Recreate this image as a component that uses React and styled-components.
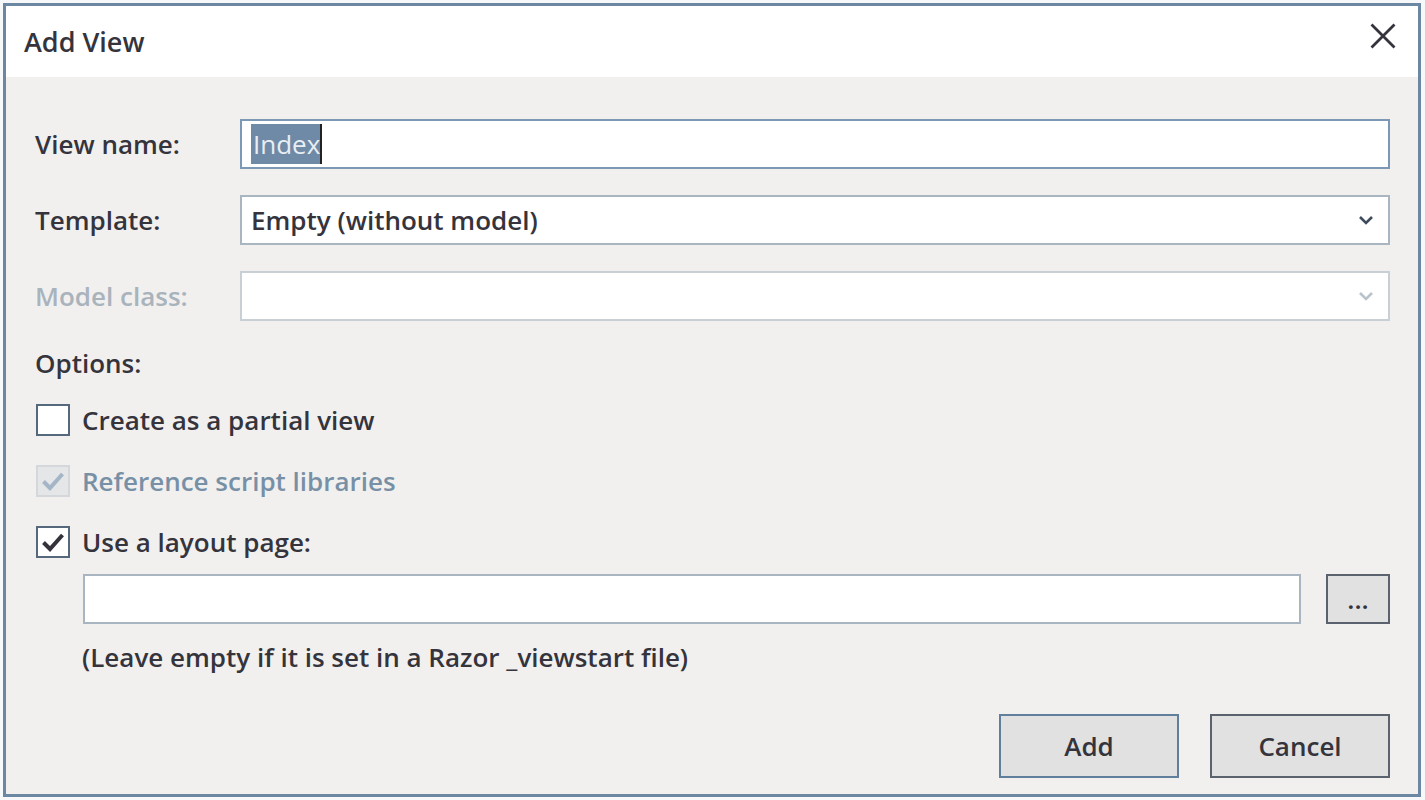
import React from 'react'
import styled, { createGlobalStyle, css } from 'styled-components'

const color = {
  text: '#35343c',
  muted: '#a9b3bc',
  mutedBlue: '#7890a6',
  frame: '#6c87a1',
  body: '#f1f0ef',
  field: '#a9b5c0',
  fieldFocus: '#7b99b6',
  fieldOff: '#c8cfd5',
  select: '#6e8aa7',
}

const GlobalStyle = createGlobalStyle`
  html, body {
    margin: 0;
    padding: 0;
    background: #f7f8fa;
  }
  body {
    font-family: "Open Sans", "Noto Sans", sans-serif;
    font-weight: 600;
    color: ${color.text};
  }
`

const Window = styled.div`
  margin: 3px 4px 0 3px;
  height: 794px;
  box-sizing: border-box;
  border: 3px solid ${color.frame};
  background: ${color.body};
  display: flex;
  flex-direction: column;
`

const TitleBar = styled.div`
  height: 71px;
  background: #fff;
  display: flex;
  align-items: center;
  justify-content: space-between;
  padding: 0 21px 0 18px;
  font-size: 27px;
`

const Close = styled.button`
  border: 0;
  background: none;
  padding: 0;
  width: 28px;
  height: 28px;
  display: flex;
  align-items: center;
  justify-content: center;
  margin-top: -12px;

  svg {
    stroke: ${color.text};
    stroke-width: 2.8;
  }
`

const Body = styled.div`
  flex: 1;
  padding: 42px 28px 0 29px;
  display: flex;
  flex-direction: column;
  font-size: 26px;
`

const Row = styled.div`
  display: grid;
  grid-template-columns: 205px 1fr;
  align-items: center;
  margin-bottom: 26px;
`

const Label = styled.label`
  color: ${(p) => (p.$disabled ? color.muted : color.text)};
`

const Field = styled.div`
  height: 50px;
  box-sizing: border-box;
  background: #fff;
  border: 2px solid ${(p) => (p.$focus ? color.fieldFocus : p.$disabled ? color.fieldOff : color.field)};
  display: flex;
  align-items: center;
  justify-content: space-between;
  padding: 0 14px 0 9px;
  flex: 1;
`

const Selected = styled.span`
  background: ${color.select};
  color: #e9eef3;
  font-weight: 400;
  padding: 2px 0 2px 2px;
  border-right: 2px solid #222;
  line-height: 34px;
`

const Chevron = styled.svg`
  width: 16px;
  height: 10px;
  fill: none;
  stroke: ${(p) => (p.$disabled ? '#b9c3cc' : '#3d4b5c')};
  stroke-width: 2.6;
`

const Section = styled.div`
  margin: -2px 0 21px;
`

const CheckRow = styled.div`
  display: flex;
  align-items: center;
  gap: 12px;
  height: 36px;
  margin-bottom: 25px;
  color: ${(p) => (p.$disabled ? color.mutedBlue : color.text)};
`

const Box = styled.span`
  width: 34px;
  height: 32px;
  margin-left: 1px;
  box-sizing: border-box;
  display: flex;
  align-items: center;
  justify-content: center;
  background: #fff;
  border: 2px solid #56687b;

  ${(p) =>
    p.$disabled &&
    css`
      background: #e4e6e8;
      border-color: #d4d8dc;
    `}

  svg {
    width: 24px;
    height: 20px;
    fill: none;
    stroke: ${(p) => (p.$disabled ? '#a3b5c6' : '#36323c')};
    stroke-width: 4;
  }
`

const Indent = styled.div`
  padding-left: 48px;
  display: flex;
  flex-direction: column;
`

const PathRow = styled.div`
  display: flex;
  align-items: center;
  gap: 25px;
  margin-top: -11px;
`

const Button = styled.button`
  font-family: inherit;
  font-weight: 600;
  font-size: 26px;
  color: ${color.text};
  background: #e1e1e1;
  border: 2px solid ${(p) => (p.$default ? '#5f7f9c' : '#59626d')};
  box-sizing: border-box;
  width: ${(p) => p.$w || '180px'};
  height: ${(p) => p.$h || '64px'};
  padding: 0;
  cursor: default;
`

const Hint = styled.div`
  margin-top: 15px;
  margin-left: -1px;
`

const Footer = styled.div`
  margin-top: auto;
  margin-bottom: 16px;
  display: flex;
  justify-content: flex-end;
  gap: 31px;
`

const CheckIcon = () => (
  <svg viewBox="0 0 24 20">
    <path d="M2.5 10.5l6.5 6.5L21.5 3" />
  </svg>
)

const Check = ({ checked, disabled, children }) => (
  <CheckRow $disabled={disabled}>
    <Box $disabled={disabled}>{checked ? <CheckIcon /> : null}</Box>
    {children}
  </CheckRow>
)

const Select = ({ value, disabled }) => (
  <Field $disabled={disabled}>
    <span>{value}</span>
    <Chevron $disabled={disabled} viewBox="0 0 16 10">
      <path d="M2 2l6 6 6-6" />
    </Chevron>
  </Field>
)

const App = () => (
  <>
    <GlobalStyle />
    <Window>
      <TitleBar>
        <span>Add View</span>
        <Close aria-label="Close">
          <svg width="26" height="26" viewBox="0 0 26 26">
            <path d="M1.5 1.5l23 23M24.5 1.5l-23 23" />
          </svg>
        </Close>
      </TitleBar>
      <Body>
        <Row>
          <Label>View name:</Label>
          <Field $focus>
            <span>
              <Selected>Index</Selected>
            </span>
          </Field>
        </Row>
        <Row>
          <Label>Template:</Label>
          <Select value="Empty (without model)" />
        </Row>
        <Row>
          <Label $disabled>Model class:</Label>
          <Select value="" disabled />
        </Row>
        <Section>Options:</Section>
        <Check>Create as a partial view</Check>
        <Check checked disabled>
          Reference script libraries
        </Check>
        <Check checked>Use a layout page:</Check>
        <Indent>
          <PathRow>
            <Field />
            <Button $w="64px" $h="50px">
              ...
            </Button>
          </PathRow>
          <Hint>(Leave empty if it is set in a Razor _viewstart file)</Hint>
        </Indent>
        <Footer>
          <Button $default>Add</Button>
          <Button>Cancel</Button>
        </Footer>
      </Body>
    </Window>
  </>
)

export default App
---*---
_EXERCISE PROMPT_
Repeat the data exactly, without the pictures.

_FINAL RESULT_
Recreate this image as a component that uses React and styled-components.
import React from 'react'
import styled, { createGlobalStyle, css } from 'styled-components'

const color = {
  text: '#35343c',
  muted: '#a9b3bc',
  mutedBlue: '#7890a6',
  frame: '#6c87a1',
  body: '#f1f0ef',
  field: '#a9b5c0',
  fieldFocus: '#7b99b6',
  fieldOff: '#c8cfd5',
  select: '#6e8aa7',
}

const GlobalStyle = createGlobalStyle`
  html, body {
    margin: 0;
    padding: 0;
    background: #f7f8fa;
  }
  body {
    font-family: "Open Sans", "Noto Sans", sans-serif;
    font-weight: 600;
    color: ${color.text};
  }
`

const Window = styled.div`
  margin: 3px 4px 0 3px;
  height: 794px;
  box-sizing: border-box;
  border: 3px solid ${color.frame};
  background: ${color.body};
  display: flex;
  flex-direction: column;
`

const TitleBar = styled.div`
  height: 71px;
  background: #fff;
  display: flex;
  align-items: center;
  justify-content: space-between;
  padding: 0 21px 0 18px;
  font-size: 27px;
`

const Close = styled.button`
  border: 0;
  background: none;
  padding: 0;
  width: 28px;
  height: 28px;
  display: flex;
  align-items: center;
  justify-content: center;
  margin-top: -12px;

  svg {
    stroke: ${color.text};
    stroke-width: 2.8;
  }
`

const Body = styled.div`
  flex: 1;
  padding: 42px 28px 0 29px;
  display: flex;
  flex-direction: column;
  font-size: 26px;
`

const Row = styled.div`
  display: grid;
  grid-template-columns: 205px 1fr;
  align-items: center;
  margin-bottom: 26px;
`

const Label = styled.label`
  color: ${(p) => (p.$disabled ? color.muted : color.text)};
`

const Field = styled.div`
  height: 50px;
  box-sizing: border-box;
  background: #fff;
  border: 2px solid ${(p) => (p.$focus ? color.fieldFocus : p.$disabled ? color.fieldOff : color.field)};
  display: flex;
  align-items: center;
  justify-content: space-between;
  padding: 0 14px 0 9px;
  flex: 1;
`

const Selected = styled.span`
  background: ${color.select};
  color: #e9eef3;
  font-weight: 400;
  padding: 2px 0 2px 2px;
  border-right: 2px solid #222;
  line-height: 34px;
`

const Chevron = styled.svg`
  width: 16px;
  height: 10px;
  fill: none;
  stroke: ${(p) => (p.$disabled ? '#b9c3cc' : '#3d4b5c')};
  stroke-width: 2.6;
`

const Section = styled.div`
  margin: -2px 0 21px;
`

const CheckRow = styled.div`
  display: flex;
  align-items: center;
  gap: 12px;
  height: 36px;
  margin-bottom: 25px;
  color: ${(p) => (p.$disabled ? color.mutedBlue : color.text)};
`

const Box = styled.span`
  width: 34px;
  height: 32px;
  margin-left: 1px;
  box-sizing: border-box;
  display: flex;
  align-items: center;
  justify-content: center;
  background: #fff;
  border: 2px solid #56687b;

  ${(p) =>
    p.$disabled &&
    css`
      background: #e4e6e8;
      border-color: #d4d8dc;
    `}

  svg {
    width: 24px;
    height: 20px;
    fill: none;
    stroke: ${(p) => (p.$disabled ? '#a3b5c6' : '#36323c')};
    stroke-width: 4;
  }
`

const Indent = styled.div`
  padding-left: 48px;
  display: flex;
  flex-direction: column;
`

const PathRow = styled.div`
  display: flex;
  align-items: center;
  gap: 25px;
  margin-top: -11px;
`

const Button = styled.button`
  font-family: inherit;
  font-weight: 600;
  font-size: 26px;
  color: ${color.text};
  background: #e1e1e1;
  border: 2px solid ${(p) => (p.$default ? '#5f7f9c' : '#59626d')};
  box-sizing: border-box;
  width: ${(p) => p.$w || '180px'};
  height: ${(p) => p.$h || '64px'};
  padding: 0;
  cursor: default;
`

const Hint = styled.div`
  margin-top: 15px;
  margin-left: -1px;
`

const Footer = styled.div`
  margin-top: auto;
  margin-bottom: 16px;
  display: flex;
  justify-content: flex-end;
  gap: 31px;
`

const CheckIcon = () => (
  <svg viewBox="0 0 24 20">
    <path d="M2.5 10.5l6.5 6.5L21.5 3" />
  </svg>
)

const Check = ({ checked, disabled, children }) => (
  <CheckRow $disabled={disabled}>
    <Box $disabled={disabled}>{checked ? <CheckIcon /> : null}</Box>
    {children}
  </CheckRow>
)

const Select = ({ value, disabled }) => (
  <Field $disabled={disabled}>
    <span>{value}</span>
    <Chevron $disabled={disabled} viewBox="0 0 16 10">
      <path d="M2 2l6 6 6-6" />
    </Chevron>
  </Field>
)

const App = () => (
  <>
    <GlobalStyle />
    <Window>
      <TitleBar>
        <span>Add View</span>
        <Close aria-label="Close">
          <svg width="26" height="26" viewBox="0 0 26 26">
            <path d="M1.5 1.5l23 23M24.5 1.5l-23 23" />
          </svg>
        </Close>
      </TitleBar>
      <Body>
        <Row>
          <Label>View name:</Label>
          <Field $focus>
            <span>
              <Selected>Index</Selected>
            </span>
          </Field>
        </Row>
        <Row>
          <Label>Template:</Label>
          <Select value="Empty (without model)" />
        </Row>
        <Row>
          <Label $disabled>Model class:</Label>
          <Select value="" disabled />
        </Row>
        <Section>Options:</Section>
        <Check>Create as a partial view</Check>
        <Check checked disabled>
          Reference script libraries
        </Check>
        <Check checked>Use a layout page:</Check>
        <Indent>
          <PathRow>
            <Field />
            <Button $w="64px" $h="50px">
              ...
            </Button>
          </PathRow>
          <Hint>(Leave empty if it is set in a Razor _viewstart file)</Hint>
        </Indent>
        <Footer>
          <Button $default>Add</Button>
          <Button>Cancel</Button>
        </Footer>
      </Body>
    </Window>
  </>
)

export default App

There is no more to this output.